Grayson carried Veronica upstairs and put her down for a nap, and she fell asleep almost instantly, clutching her stuffed sheep. He double-checked the baby-monitor, then, satisfied it was in working order,went downstairs.

His dad was in the middle of preparing dinner, chopping a bulb of garlic and tossing the pieces into a pan of olive oil, letting them sizzle. "Alexia's been in her laboratory all day," his father said, and he fished out the garlic pieces, added the fresh clams to the pan. "She works too much. Hopefully she's not doing anything stupid."

"She needs to stop acting like an entitled brat and help me take care of our daughter," Grayson said, and sat down at the breakfast table in the corner of the kitchen.

His father stirred the clams, poured a glass of white wine into the pan, and, while that cooked, fed thin sheets of homemade dough through the pasta machine. The smell of garlic and white wine permeated the kitchen, intensely fragrant. "She lost fifteen years," his father said, reasonably. He spooned some of the clam-broth from the pan, tasting it. "Perfect. Just like mom and my nonna used to make it," he remarked. Then he continued, "And in those fifteen years, Alexia missed important developmental and social milestones. She never experienced puberty like you did, never endured the weirdness of being a teenager, never experienced her twenties, when most people are consolidating into adults."

"I get it, but now she's almost thirty, dad," he said.

His father sprinkled rock-salt into a pot of boiling water, then dropped his noodles into the water, stirring. "She's doing pretty good, all things considered."

"I suppose," Grayson conceded.

"Could be worse," his dad said, adding the pasta to the clams and mixing it together. Once it was done cooking, he sprinkled fresh Italian parsley over the pasta and clams. "Just give her time, Grayson. It's only been a year and some change for her, and she's got this mess with Umbrella to clean up."

Alexia didn't join them for dinner, so Grayson took her meal down to her, and a glass of white wine. She was sitting at her computer, reviewing something on the monitor. "Brought you dinner," he said, and he put her food down on the desk. "Ran into Jill Valentine."

She looked up at him. "Hardly surprised," Alexia said coolly.

"P.A.B.S is investigating you," he said.

"They're investigating anyone with even a tangential connection to Umbrella. Wouldn't be surprised if they were investigating Spencer's bloody cat." She looked at the food and the wine, and said, "Looks absolutely delicious. Thank you, Grayson."

"Dad made it," he said.

"I keep telling Scott to take it easy. The man doesn't listen."

"Jill also mentioned Sherry Birkin."

Alexia stared at him.

"They don't know she's here, but Jill suspects you've got something to do with it. But I think it's just a blind hunch."
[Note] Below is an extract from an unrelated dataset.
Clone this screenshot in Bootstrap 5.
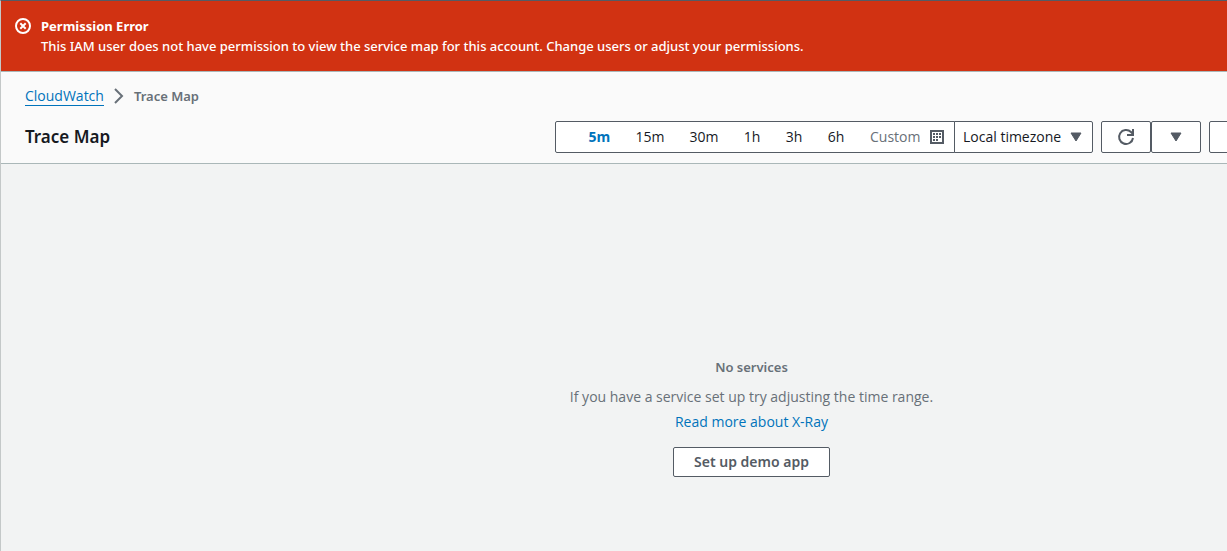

She gestured at the screen. It was an article about a woman named Catherine Simmons, that she'd been found dead in her home in the early hours of yesterday morning. Authorities had initially ruled it as a suicide, the article said, but new evidence suggested foul-play.

"Who's she?"

"Remember that estranged cousin of mine, the one married to Derek C. Simmons?"

"Shit. I'm sorry, Lex."

"Don't be. I hardly knew the woman. I'm only bringing this up because it might have something to do with Sherry."

"Why would your estranged cousin's death have anything to do with Sherry?"

"She was the one who arranged for Sherry's return to you," Alexia said, forking pasta into her mouth and chewing thoughtfully. She swallowed, slow, and sipped her wine. "Derek, her husband, wanted guardianship of Sherry," she continued, absently tracing the rim of her glass with a finger. "Likely for the G-Virus. He was also one of the politicians behind the missile strike that wiped Raccoon City from the map."

"You think he's using P.A.B.S to smoke out Sherry?"

"It's possible," Alexia said. "But I'm not sure. I feel as if there's something more going on."